I haven't cooked with venison in a lot of years, but a couple of weeks ago my sister and brother in law filled my freezer with deer meat. I used to, when I was with my first husband, make quite a bit of venison, but not in something like 17 years! I'm experimenting with it again, it's like cooking with a foreign ingredient! When they filled my freezer we agreed that I'd have to cook some up for them one night and have them over for dinner. Today is the day! My house smells soooo good! There's just nothing like a house filled with the aroma of venison stew... it totally says, "Autumn."
Today the Halloween decorations are coming down - the pumpkins... ha, well there's a story all of it's own. We never carved the pumpkins. We had 5 wannabe jack-o-lanterns that never came to be. But yesterday some of Kassi's friends came over and somehow I ended up in the front yard with a group of 7 kids from 5 - 17, sitting in the sunny spot, carving pumpkins, the day AFTER Halloween. Goofy? Yes. But a load of fun. Later, the teenagers wanted to know if they could smash the pumpkins. After a moment of interior parental dialogue, I threw caution to the wind, let kids be kids, and stood out there laughing while they smashed them, and went into a teenage frenzy of carefree silliness and had a pumpkin-chunk fight. When they got done, I called them in to warm up for a while, and there was a knock on the door. It was the damned police! My next door neighbors called the police because the kids smashed the pumpkins in the road. (Now let me interject, it wasn't even on our road, had nothing to do with these neighbors, didn't affect anywhere that they would walk or drive, and certainly wasn't anywhere near their damn house or yard.) So the cops came and said the neighbor had called the cops to say that they'd received a call saying there were teenagers in the neighborhood starting trouble and that they were hiding in my house.
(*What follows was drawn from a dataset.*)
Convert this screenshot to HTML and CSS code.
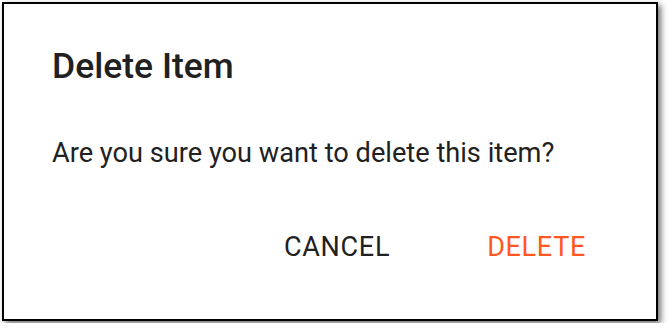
FILE: index.html
```html
<!DOCTYPE html>
<html>
<head>
<meta charset="utf-8">
<link rel="stylesheet" href="styles.css">
</head>
<body>
<div class="dialog">
  <h2 class="title">Delete Item</h2>
  <p class="message">Are you sure you want to delete this item?</p>
  <div class="actions">
    <button class="btn">CANCEL</button>
    <button class="btn danger">DELETE</button>
  </div>
</div>
</body>
</html>
```
FILE: styles.css
```css
html, body { margin: 0; padding: 0; background: #fff; }
body { padding: 2px; font-family: Roboto, "Noto Sans", sans-serif; }
.dialog {
  width: 652px;
  height: 315px;
  border: 2px solid #000;
  background: #fff;
  box-shadow: 3px 3px 6px rgba(0,0,0,0.55);
  box-sizing: content-box;
  display: flex;
  flex-direction: column;
}
.title {
  margin: 0;
  padding: 42px 48px 0 48px;
  font-size: 35.5px;
  font-weight: 500;
  line-height: 40px;
  color: #212121;
}
.message {
  margin: 0;
  padding: 49px 48px 0 48px;
  font-size: 27.2px;
  line-height: 36px;
  color: #212121;
}
.actions {
  display: flex;
  justify-content: flex-end;
  gap: 65px;
  padding: 52px 54px 0 0;
}
.btn {
  border: 0;
  background: none;
  font-family: inherit;
  font-size: 27px;
  letter-spacing: 0.7px;
  color: #212121;
  padding: 8px 16px;
  line-height: 32px;
}
.danger { color: #ff5722; }
```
Background: The lady next door is a total bitch, a nosey ass bitch. And her husband is a psychotic drunk who gets totally shit-faced and walks around with a beer in one hand, a gun in the other (it has no firing pin, but still) shouting and cussing till all hours of the night, and we've NEVER called the cops on him! As a matter of fact, every time someone else calls the cops, he complains to me about nosey neighbors who need to mind their own business.
So I decided to be a total ass. We turned on the music, really loudly, on the kids' favorite station (and these weren't the love ballad or country music type of kids ;) ) in my front yard, complete with fog machine, glow sticks, and strobe light. Then the kids commenced to start the crazy teen dancing, laughing and general boisterousness. We told the whole group of kids that (within reason) it was a free for all until 9:59pm, when the noise ordinance kicked in.
The neighbors went out for the evening :)
So anyway, where was I? Oh yeah, taking down Halloween decorations. We dismantled out scarecrow, undecorated out graveyard coffee table, took the spiderwebs off the porch and the scary eyeballs out of the bush out front... and now that all the crazy spookiness is over with, and my house smells like stew, I feel like I can just sigh and settle into Fall. There's something really "homey" about Autumn. There's not enough of it though, between Halloween and Christmas. So I'm planning to really enjoy it.
Time to peel potatoes! Y'all have a great day!